- **Work to do**: Your task is to copy the listing exactly, with the pictures left out.

- **Given material**:
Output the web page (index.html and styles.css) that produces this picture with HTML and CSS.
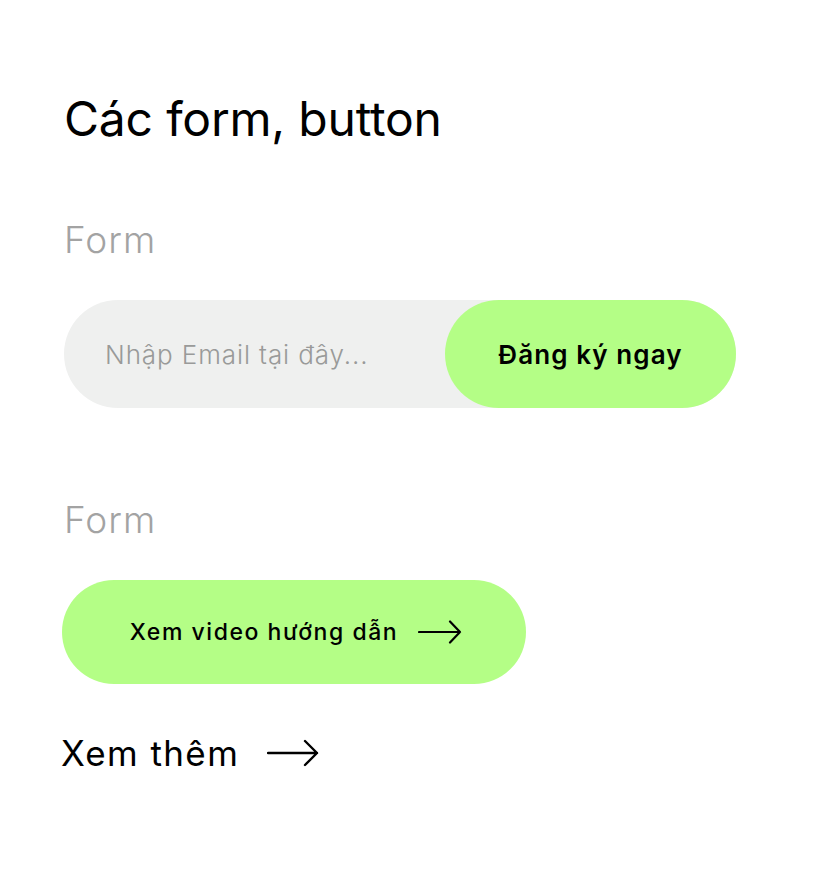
FILE: index.html
```html
<!DOCTYPE html>
<html lang="vi">
<head>
<meta charset="utf-8">
<title>Các form, button</title>
<link rel="stylesheet" href="styles.css">
</head>
<body>
<main class="page">
  <h1 class="title">Các form, button</h1>

  <section class="group group-form">
    <h2 class="label">Form</h2>
    <form class="subscribe">
      <input class="subscribe-input" type="email" placeholder="Nhập Email tại đây...">
      <button class="subscribe-btn" type="button">Đăng ký ngay</button>
    </form>
  </section>

  <section class="group group-button">
    <h2 class="label">Form</h2>
    <button class="video-btn" type="button">
      <span>Xem video hướng dẫn</span>
      <svg class="arrow arrow-sm" viewBox="0 0 44 24" width="44" height="24" fill="none" stroke="#000" stroke-width="2.2" stroke-linecap="round" stroke-linejoin="round"><path d="M1 12H42M32 1.5l10 10.5-10 10.5"/></svg>
    </button>
    <a class="more" href="#">
      <span>Xem thêm</span>
      <svg class="arrow arrow-lg" viewBox="0 0 52 28" width="52" height="28" fill="none" stroke="#000" stroke-width="2.4" stroke-linecap="round" stroke-linejoin="round"><path d="M1 14H50M38 2l12 12-12 12"/></svg>
    </a>
  </section>
</main>
</body>
</html>
```
FILE: styles.css
```css
* { box-sizing: border-box; }
html, body { margin: 0; padding: 0; background: #fff; }
body {
  font-family: "Inter", "Noto Sans", sans-serif;
  color: #000;
}
.page {
  padding: 87px 0 0 64px;
}
.title {
  margin: 0;
  font-size: 48px;
  font-weight: 400;
  line-height: 64px;
  letter-spacing: -0.2px;
}
.label {
  margin: 0;
  font-size: 37px;
  font-weight: 300;
  color: #a3a3a3;
  line-height: 48px;
  letter-spacing: 1px;
}
.group-form { margin-top: 65px; }
.subscribe {
  margin-top: 36px;
  display: flex;
  width: 672px;
  height: 108px;
  background: #eff0ef;
  border-radius: 54px;
}
.subscribe-input {
  flex: 1;
  min-width: 0;
  border: 0;
  background: transparent;
  padding: 0 0 0 41px;
  font-family: inherit;
  font-size: 26px;
  font-weight: 300;
  letter-spacing: 0.9px;
  color: #333;
  outline: none;
}
.subscribe-input::placeholder { color: #999a99; font-weight: 300; }
.subscribe-btn {
  width: 291px;
  border: 0;
  border-radius: 54px;
  background: #b4fe86;
  font-family: inherit;
  font-size: 26px;
  font-weight: 600;
  letter-spacing: 1.1px;
  color: #000;
  padding: 0;
}
.group-button { margin-top: 88px; }
.video-btn {
  margin-top: 36px;
  margin-left: -2px;
  display: flex;
  align-items: center;
  justify-content: center;
  gap: 20px;
  width: 464px;
  height: 104px;
  border: 0;
  border-radius: 52px;
  background: #b4fe86;
  font-family: inherit;
  font-size: 23px;
  font-weight: 500;
  letter-spacing: 1.55px;
  color: #000;
  padding: 0 0 0 4px;
}
.more {
  margin-top: 48px;
  margin-left: -3px;
  display: flex;
  align-items: center;
  gap: 28px;
  color: #000;
  text-decoration: none;
  font-size: 35px;
  font-weight: 400;
  letter-spacing: 1.4px;
}
.arrow { display: block; }
```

- **Solution to this problem**:
Output the web page (index.html and styles.css) that produces this picture with HTML and CSS.
FILE: index.html
```html
<!DOCTYPE html>
<html lang="vi">
<head>
<meta charset="utf-8">
<title>Các form, button</title>
<link rel="stylesheet" href="styles.css">
</head>
<body>
<main class="page">
  <h1 class="title">Các form, button</h1>

  <section class="group group-form">
    <h2 class="label">Form</h2>
    <form class="subscribe">
      <input class="subscribe-input" type="email" placeholder="Nhập Email tại đây...">
      <button class="subscribe-btn" type="button">Đăng ký ngay</button>
    </form>
  </section>

  <section class="group group-button">
    <h2 class="label">Form</h2>
    <button class="video-btn" type="button">
      <span>Xem video hướng dẫn</span>
      <svg class="arrow arrow-sm" viewBox="0 0 44 24" width="44" height="24" fill="none" stroke="#000" stroke-width="2.2" stroke-linecap="round" stroke-linejoin="round"><path d="M1 12H42M32 1.5l10 10.5-10 10.5"/></svg>
    </button>
    <a class="more" href="#">
      <span>Xem thêm</span>
      <svg class="arrow arrow-lg" viewBox="0 0 52 28" width="52" height="28" fill="none" stroke="#000" stroke-width="2.4" stroke-linecap="round" stroke-linejoin="round"><path d="M1 14H50M38 2l12 12-12 12"/></svg>
    </a>
  </section>
</main>
</body>
</html>
```
FILE: styles.css
```css
* { box-sizing: border-box; }
html, body { margin: 0; padding: 0; background: #fff; }
body {
  font-family: "Inter", "Noto Sans", sans-serif;
  color: #000;
}
.page {
  padding: 87px 0 0 64px;
}
.title {
  margin: 0;
  font-size: 48px;
  font-weight: 400;
  line-height: 64px;
  letter-spacing: -0.2px;
}
.label {
  margin: 0;
  font-size: 37px;
  font-weight: 300;
  color: #a3a3a3;
  line-height: 48px;
  letter-spacing: 1px;
}
.group-form { margin-top: 65px; }
.subscribe {
  margin-top: 36px;
  display: flex;
  width: 672px;
  height: 108px;
  background: #eff0ef;
  border-radius: 54px;
}
.subscribe-input {
  flex: 1;
  min-width: 0;
  border: 0;
  background: transparent;
  padding: 0 0 0 41px;
  font-family: inherit;
  font-size: 26px;
  font-weight: 300;
  letter-spacing: 0.9px;
  color: #333;
  outline: none;
}
.subscribe-input::placeholder { color: #999a99; font-weight: 300; }
.subscribe-btn {
  width: 291px;
  border: 0;
  border-radius: 54px;
  background: #b4fe86;
  font-family: inherit;
  font-size: 26px;
  font-weight: 600;
  letter-spacing: 1.1px;
  color: #000;
  padding: 0;
}
.group-button { margin-top: 88px; }
.video-btn {
  margin-top: 36px;
  margin-left: -2px;
  display: flex;
  align-items: center;
  justify-content: center;
  gap: 20px;
  width: 464px;
  height: 104px;
  border: 0;
  border-radius: 52px;
  background: #b4fe86;
  font-family: inherit;
  font-size: 23px;
  font-weight: 500;
  letter-spacing: 1.55px;
  color: #000;
  padding: 0 0 0 4px;
}
.more {
  margin-top: 48px;
  margin-left: -3px;
  display: flex;
  align-items: center;
  gap: 28px;
  color: #000;
  text-decoration: none;
  font-size: 35px;
  font-weight: 400;
  letter-spacing: 1.4px;
}
.arrow { display: block; }
```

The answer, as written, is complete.